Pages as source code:
>>
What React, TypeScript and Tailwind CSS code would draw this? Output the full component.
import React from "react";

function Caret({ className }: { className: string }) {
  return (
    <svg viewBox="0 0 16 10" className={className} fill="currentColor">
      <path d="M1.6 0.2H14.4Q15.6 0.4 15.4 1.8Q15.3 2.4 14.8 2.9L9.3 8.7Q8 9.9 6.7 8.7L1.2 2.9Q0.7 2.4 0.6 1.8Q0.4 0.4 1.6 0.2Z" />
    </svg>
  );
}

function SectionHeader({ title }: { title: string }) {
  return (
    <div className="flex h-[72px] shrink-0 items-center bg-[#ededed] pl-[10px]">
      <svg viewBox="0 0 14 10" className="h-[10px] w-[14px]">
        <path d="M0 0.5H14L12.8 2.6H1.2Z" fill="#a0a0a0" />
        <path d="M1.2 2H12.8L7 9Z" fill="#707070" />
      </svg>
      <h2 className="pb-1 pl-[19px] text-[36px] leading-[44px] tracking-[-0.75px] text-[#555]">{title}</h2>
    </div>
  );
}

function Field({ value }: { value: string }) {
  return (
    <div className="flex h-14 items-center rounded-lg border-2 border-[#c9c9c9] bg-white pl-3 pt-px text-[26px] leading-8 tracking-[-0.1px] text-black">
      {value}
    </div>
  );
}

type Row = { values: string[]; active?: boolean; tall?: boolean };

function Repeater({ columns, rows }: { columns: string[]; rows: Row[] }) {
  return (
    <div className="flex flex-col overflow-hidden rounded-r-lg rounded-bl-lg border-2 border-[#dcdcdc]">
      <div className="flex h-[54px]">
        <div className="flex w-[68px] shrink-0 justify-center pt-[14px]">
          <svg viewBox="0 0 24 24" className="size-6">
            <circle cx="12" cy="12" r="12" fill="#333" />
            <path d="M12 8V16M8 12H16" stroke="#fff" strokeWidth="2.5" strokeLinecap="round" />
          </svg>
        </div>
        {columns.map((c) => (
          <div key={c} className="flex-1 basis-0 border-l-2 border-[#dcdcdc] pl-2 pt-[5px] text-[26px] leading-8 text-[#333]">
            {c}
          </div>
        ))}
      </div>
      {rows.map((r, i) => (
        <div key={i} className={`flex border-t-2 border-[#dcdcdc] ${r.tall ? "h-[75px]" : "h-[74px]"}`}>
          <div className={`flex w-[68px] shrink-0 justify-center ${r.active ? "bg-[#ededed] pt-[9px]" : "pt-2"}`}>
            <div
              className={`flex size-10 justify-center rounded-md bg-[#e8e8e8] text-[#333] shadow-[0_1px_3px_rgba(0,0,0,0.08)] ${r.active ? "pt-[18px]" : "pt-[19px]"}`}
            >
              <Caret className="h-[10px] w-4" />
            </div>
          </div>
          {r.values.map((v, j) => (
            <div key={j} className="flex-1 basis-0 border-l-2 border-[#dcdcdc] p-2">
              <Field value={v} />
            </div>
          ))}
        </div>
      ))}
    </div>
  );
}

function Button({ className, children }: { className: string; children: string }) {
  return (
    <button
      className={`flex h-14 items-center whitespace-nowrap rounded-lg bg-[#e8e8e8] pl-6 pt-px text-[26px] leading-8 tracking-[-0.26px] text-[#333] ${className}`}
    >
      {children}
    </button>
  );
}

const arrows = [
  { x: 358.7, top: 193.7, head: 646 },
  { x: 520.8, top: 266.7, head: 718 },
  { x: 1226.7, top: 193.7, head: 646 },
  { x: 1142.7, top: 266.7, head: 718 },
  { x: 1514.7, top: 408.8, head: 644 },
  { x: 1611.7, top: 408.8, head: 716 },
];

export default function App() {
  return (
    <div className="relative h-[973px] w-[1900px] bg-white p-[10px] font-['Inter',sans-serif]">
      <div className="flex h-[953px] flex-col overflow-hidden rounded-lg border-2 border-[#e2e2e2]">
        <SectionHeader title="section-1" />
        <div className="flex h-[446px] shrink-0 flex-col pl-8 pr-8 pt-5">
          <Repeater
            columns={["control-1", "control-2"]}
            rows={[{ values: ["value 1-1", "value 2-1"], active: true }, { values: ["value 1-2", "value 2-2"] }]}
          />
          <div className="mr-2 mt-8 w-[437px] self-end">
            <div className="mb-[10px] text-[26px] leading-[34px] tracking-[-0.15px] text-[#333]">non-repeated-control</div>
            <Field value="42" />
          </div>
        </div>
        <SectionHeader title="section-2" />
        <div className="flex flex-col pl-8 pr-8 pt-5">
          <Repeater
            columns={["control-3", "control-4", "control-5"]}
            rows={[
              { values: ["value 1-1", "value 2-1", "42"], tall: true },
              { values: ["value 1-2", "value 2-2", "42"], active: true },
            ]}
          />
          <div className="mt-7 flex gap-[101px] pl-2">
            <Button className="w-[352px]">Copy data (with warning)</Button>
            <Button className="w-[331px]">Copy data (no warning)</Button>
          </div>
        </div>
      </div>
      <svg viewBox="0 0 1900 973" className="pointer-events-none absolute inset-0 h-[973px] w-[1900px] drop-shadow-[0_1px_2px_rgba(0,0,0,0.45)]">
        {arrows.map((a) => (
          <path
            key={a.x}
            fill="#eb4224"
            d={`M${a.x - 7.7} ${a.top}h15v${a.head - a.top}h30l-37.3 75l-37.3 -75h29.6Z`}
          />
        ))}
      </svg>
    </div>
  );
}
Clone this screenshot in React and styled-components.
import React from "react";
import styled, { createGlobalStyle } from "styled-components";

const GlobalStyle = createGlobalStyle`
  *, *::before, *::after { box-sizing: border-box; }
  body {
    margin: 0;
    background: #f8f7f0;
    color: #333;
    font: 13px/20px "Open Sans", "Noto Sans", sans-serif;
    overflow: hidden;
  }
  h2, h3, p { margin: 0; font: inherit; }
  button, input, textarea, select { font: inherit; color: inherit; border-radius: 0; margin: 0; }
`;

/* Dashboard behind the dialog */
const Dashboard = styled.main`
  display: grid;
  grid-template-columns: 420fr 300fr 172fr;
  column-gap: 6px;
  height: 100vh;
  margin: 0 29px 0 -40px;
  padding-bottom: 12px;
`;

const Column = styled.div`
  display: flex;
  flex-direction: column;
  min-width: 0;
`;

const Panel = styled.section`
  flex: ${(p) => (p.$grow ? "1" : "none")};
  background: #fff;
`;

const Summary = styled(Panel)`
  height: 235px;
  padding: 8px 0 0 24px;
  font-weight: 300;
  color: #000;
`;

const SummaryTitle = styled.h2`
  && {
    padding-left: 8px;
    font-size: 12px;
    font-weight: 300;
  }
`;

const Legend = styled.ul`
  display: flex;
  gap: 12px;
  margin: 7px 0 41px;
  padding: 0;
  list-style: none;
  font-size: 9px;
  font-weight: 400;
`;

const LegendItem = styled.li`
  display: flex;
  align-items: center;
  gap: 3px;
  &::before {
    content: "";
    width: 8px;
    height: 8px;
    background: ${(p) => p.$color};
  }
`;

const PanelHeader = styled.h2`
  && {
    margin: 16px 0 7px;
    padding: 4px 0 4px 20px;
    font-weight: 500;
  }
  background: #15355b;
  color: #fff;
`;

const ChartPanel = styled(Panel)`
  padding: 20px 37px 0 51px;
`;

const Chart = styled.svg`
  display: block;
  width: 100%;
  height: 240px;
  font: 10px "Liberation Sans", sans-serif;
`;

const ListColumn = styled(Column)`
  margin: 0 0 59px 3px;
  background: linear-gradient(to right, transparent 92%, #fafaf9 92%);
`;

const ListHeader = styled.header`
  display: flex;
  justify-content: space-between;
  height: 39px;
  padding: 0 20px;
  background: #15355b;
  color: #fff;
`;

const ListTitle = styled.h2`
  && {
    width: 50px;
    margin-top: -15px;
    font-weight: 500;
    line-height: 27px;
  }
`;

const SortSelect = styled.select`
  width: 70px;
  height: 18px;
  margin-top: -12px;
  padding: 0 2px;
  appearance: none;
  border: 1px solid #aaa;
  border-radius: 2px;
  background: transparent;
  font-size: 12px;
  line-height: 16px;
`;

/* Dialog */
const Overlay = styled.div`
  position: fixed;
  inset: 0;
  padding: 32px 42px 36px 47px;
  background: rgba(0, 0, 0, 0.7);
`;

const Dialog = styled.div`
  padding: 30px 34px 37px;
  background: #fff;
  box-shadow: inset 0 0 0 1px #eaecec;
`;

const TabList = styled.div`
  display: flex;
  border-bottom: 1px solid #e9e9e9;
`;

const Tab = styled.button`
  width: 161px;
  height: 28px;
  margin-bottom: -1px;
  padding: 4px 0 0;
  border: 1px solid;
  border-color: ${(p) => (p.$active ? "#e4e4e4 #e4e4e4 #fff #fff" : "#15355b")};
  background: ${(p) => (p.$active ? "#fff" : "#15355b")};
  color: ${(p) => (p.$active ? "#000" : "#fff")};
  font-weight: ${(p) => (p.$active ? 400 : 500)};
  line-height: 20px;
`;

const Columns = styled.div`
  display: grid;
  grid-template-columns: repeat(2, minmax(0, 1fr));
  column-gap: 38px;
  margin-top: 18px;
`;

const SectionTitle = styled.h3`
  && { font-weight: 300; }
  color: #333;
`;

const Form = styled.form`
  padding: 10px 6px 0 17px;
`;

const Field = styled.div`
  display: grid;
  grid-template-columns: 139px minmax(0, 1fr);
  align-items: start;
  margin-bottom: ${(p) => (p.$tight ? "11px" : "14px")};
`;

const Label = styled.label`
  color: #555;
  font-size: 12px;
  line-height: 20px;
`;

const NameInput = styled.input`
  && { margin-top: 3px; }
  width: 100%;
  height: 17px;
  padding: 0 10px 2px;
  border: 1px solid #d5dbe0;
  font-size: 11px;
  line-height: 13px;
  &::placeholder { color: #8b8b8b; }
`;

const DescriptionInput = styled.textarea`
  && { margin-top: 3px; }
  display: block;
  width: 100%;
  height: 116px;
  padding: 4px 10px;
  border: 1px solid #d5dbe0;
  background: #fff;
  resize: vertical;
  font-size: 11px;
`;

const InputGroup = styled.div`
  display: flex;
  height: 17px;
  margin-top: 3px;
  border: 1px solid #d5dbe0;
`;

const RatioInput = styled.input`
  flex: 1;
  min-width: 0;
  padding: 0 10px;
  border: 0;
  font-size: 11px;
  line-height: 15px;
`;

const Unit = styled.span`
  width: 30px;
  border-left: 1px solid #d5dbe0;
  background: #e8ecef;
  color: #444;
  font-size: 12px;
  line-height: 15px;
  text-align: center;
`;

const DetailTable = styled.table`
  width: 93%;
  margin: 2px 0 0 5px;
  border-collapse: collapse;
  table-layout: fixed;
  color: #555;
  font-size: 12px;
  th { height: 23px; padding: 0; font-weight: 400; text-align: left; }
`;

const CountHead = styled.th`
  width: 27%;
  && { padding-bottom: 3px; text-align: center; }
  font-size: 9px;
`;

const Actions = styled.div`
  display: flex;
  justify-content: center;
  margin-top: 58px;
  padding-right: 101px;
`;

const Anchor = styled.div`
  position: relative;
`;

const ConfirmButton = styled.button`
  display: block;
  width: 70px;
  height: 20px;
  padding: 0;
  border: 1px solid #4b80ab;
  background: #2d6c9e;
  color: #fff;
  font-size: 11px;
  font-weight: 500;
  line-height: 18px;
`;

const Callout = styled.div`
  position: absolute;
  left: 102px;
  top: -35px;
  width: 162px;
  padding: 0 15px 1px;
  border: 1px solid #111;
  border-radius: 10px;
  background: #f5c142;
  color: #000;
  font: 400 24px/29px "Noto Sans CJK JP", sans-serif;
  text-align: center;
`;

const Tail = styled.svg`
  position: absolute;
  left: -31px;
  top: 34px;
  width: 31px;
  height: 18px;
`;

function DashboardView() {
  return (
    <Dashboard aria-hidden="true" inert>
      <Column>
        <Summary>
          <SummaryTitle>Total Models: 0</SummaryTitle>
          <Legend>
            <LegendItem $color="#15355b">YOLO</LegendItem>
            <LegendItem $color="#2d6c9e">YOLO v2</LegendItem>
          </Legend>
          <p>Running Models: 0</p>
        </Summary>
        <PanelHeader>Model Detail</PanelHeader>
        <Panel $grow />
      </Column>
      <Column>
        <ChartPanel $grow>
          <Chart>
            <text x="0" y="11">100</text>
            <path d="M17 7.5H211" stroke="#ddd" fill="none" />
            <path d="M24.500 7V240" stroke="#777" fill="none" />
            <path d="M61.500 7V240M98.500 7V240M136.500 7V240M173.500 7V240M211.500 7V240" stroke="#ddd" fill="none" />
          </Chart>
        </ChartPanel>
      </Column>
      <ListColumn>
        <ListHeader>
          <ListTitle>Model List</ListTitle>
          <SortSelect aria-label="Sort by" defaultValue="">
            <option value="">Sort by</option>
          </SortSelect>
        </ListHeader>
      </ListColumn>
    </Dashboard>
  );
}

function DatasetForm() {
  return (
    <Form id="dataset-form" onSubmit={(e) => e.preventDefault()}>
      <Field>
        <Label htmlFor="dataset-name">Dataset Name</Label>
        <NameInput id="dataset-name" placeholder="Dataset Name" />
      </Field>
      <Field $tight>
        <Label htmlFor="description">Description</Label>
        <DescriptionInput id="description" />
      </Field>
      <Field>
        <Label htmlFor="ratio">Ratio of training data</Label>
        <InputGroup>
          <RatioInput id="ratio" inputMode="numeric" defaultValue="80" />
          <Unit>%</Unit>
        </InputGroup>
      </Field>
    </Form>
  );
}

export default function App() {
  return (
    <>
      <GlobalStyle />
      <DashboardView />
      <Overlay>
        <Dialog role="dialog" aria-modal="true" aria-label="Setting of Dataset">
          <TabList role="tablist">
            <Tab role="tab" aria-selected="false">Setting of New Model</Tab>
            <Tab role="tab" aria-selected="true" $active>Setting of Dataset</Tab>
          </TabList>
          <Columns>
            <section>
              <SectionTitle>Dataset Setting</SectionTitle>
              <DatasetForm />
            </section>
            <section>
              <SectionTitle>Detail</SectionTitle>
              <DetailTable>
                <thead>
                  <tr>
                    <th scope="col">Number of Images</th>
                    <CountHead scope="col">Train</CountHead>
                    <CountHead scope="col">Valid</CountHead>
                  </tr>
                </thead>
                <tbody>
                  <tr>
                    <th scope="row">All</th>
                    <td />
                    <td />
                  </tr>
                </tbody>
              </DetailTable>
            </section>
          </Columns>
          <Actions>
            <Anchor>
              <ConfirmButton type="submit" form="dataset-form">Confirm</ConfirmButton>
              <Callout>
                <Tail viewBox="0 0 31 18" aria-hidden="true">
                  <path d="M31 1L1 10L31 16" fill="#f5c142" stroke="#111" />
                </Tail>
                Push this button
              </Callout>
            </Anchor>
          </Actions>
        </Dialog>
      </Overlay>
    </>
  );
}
<<
- Task prompt:
Extract every line of the records above that contains the word "components".

- Solution to this exercise:
Clone this screenshot in React and styled-components.
import styled, { createGlobalStyle } from "styled-components";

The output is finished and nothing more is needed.